● **Stated task**
Find how many lines contain the word "TypeScript" and state that number alone.

● **Web page code records**

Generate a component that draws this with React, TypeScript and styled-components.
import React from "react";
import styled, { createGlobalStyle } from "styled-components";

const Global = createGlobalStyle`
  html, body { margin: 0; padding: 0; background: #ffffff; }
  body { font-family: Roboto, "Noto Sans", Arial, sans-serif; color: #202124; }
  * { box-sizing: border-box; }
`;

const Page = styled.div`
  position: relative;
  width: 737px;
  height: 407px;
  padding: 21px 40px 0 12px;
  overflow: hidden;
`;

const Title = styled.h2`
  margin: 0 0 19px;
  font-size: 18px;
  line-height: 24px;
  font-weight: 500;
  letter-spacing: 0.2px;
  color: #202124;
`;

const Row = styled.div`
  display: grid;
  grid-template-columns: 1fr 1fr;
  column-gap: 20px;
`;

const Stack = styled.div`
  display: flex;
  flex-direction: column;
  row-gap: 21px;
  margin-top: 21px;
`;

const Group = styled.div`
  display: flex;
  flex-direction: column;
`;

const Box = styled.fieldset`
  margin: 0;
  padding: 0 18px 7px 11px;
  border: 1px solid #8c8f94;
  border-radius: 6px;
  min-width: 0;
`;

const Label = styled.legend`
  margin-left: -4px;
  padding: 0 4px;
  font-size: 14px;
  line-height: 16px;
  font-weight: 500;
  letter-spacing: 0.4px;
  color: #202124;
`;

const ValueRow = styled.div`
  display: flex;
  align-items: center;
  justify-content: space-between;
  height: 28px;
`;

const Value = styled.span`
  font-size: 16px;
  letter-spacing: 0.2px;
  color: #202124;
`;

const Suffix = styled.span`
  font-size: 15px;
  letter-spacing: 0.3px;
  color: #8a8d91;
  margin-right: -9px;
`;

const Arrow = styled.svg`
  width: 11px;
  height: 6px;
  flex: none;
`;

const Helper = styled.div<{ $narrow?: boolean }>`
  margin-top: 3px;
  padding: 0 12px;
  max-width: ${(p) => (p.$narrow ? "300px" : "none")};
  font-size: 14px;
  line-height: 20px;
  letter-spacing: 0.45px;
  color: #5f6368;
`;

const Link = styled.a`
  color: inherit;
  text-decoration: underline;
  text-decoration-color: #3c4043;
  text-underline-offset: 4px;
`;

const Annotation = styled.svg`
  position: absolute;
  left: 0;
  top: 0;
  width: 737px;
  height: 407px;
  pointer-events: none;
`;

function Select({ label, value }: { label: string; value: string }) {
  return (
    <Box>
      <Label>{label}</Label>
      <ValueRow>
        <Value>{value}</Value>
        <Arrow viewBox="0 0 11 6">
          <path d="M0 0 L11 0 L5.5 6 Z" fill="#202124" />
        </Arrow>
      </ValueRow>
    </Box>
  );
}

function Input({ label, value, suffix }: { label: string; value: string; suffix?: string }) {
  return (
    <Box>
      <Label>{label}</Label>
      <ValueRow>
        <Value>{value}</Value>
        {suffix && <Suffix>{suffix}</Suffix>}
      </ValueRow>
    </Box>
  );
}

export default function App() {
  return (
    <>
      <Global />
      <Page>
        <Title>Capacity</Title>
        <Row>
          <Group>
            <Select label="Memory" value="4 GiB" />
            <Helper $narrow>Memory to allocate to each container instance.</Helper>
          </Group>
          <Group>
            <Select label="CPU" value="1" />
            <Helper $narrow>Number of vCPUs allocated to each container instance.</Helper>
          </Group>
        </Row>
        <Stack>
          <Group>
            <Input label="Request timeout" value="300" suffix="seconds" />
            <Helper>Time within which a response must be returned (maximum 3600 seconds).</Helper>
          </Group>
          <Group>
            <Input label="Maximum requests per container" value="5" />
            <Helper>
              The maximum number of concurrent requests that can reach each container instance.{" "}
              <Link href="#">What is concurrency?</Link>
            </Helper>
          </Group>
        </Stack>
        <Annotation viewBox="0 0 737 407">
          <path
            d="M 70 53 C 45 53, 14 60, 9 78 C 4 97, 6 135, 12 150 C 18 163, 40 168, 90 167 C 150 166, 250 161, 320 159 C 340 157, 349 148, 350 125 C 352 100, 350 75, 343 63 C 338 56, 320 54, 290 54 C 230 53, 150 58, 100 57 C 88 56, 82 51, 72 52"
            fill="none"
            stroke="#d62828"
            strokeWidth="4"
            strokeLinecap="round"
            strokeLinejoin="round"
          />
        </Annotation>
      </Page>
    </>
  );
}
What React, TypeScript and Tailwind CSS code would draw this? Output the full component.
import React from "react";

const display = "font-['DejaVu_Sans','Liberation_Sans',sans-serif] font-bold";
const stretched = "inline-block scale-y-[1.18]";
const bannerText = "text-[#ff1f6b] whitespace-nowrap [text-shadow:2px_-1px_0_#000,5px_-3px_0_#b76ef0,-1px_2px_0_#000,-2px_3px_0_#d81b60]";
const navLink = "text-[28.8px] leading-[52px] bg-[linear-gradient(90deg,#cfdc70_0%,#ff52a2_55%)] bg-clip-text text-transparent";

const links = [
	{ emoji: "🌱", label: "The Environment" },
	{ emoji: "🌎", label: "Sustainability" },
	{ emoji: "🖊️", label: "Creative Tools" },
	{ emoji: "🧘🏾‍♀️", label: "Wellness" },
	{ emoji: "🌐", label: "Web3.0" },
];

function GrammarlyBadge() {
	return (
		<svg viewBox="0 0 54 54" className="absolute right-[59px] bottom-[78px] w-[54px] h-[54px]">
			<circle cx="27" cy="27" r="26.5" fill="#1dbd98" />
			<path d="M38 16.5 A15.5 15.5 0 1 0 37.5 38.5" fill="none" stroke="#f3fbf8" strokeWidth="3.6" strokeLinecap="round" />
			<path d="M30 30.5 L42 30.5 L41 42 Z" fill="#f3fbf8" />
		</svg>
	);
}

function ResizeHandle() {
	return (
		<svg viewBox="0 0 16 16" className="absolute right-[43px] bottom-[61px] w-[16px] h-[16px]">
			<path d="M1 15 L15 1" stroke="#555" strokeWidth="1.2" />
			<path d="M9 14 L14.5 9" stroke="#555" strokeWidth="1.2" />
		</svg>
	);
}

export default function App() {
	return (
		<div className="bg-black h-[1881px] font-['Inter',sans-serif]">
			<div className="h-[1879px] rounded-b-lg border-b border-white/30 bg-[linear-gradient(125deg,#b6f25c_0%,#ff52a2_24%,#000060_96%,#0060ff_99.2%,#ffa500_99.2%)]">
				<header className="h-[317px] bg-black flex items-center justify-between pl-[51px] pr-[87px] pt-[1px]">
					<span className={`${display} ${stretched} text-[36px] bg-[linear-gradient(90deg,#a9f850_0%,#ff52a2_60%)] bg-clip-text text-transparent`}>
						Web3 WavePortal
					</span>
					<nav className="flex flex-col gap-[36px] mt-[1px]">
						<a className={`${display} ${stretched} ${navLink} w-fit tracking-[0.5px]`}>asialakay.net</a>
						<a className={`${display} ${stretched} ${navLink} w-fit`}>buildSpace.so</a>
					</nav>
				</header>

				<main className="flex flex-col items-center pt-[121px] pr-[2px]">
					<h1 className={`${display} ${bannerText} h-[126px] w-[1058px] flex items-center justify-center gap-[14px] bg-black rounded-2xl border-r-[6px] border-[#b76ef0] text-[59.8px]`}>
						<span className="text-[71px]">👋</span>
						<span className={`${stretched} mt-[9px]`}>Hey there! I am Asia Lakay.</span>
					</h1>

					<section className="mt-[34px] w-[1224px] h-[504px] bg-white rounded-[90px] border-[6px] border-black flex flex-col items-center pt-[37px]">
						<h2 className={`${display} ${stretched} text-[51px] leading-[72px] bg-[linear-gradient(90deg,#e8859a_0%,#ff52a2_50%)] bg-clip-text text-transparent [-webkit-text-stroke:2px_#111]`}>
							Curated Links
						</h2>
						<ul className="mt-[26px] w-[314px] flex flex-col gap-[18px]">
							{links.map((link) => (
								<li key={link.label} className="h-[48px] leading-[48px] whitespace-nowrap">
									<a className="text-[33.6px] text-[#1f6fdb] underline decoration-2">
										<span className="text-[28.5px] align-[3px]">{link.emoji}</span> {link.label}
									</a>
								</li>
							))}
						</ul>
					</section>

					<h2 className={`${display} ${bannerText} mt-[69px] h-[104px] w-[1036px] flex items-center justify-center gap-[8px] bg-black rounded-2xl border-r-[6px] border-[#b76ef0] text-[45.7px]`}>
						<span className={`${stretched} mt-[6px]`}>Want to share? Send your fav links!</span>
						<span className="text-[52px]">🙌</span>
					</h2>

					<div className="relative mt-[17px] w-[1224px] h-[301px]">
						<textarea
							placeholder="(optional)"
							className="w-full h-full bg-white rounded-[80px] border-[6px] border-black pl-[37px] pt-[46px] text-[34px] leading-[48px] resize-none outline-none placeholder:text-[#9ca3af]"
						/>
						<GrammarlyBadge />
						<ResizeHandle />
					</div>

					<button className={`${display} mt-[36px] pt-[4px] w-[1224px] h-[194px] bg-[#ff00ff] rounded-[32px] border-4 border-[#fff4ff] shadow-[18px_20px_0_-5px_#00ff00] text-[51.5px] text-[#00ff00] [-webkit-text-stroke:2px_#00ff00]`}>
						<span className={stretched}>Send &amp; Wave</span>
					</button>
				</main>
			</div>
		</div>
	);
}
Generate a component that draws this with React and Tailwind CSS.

● **Solution to the problem**
2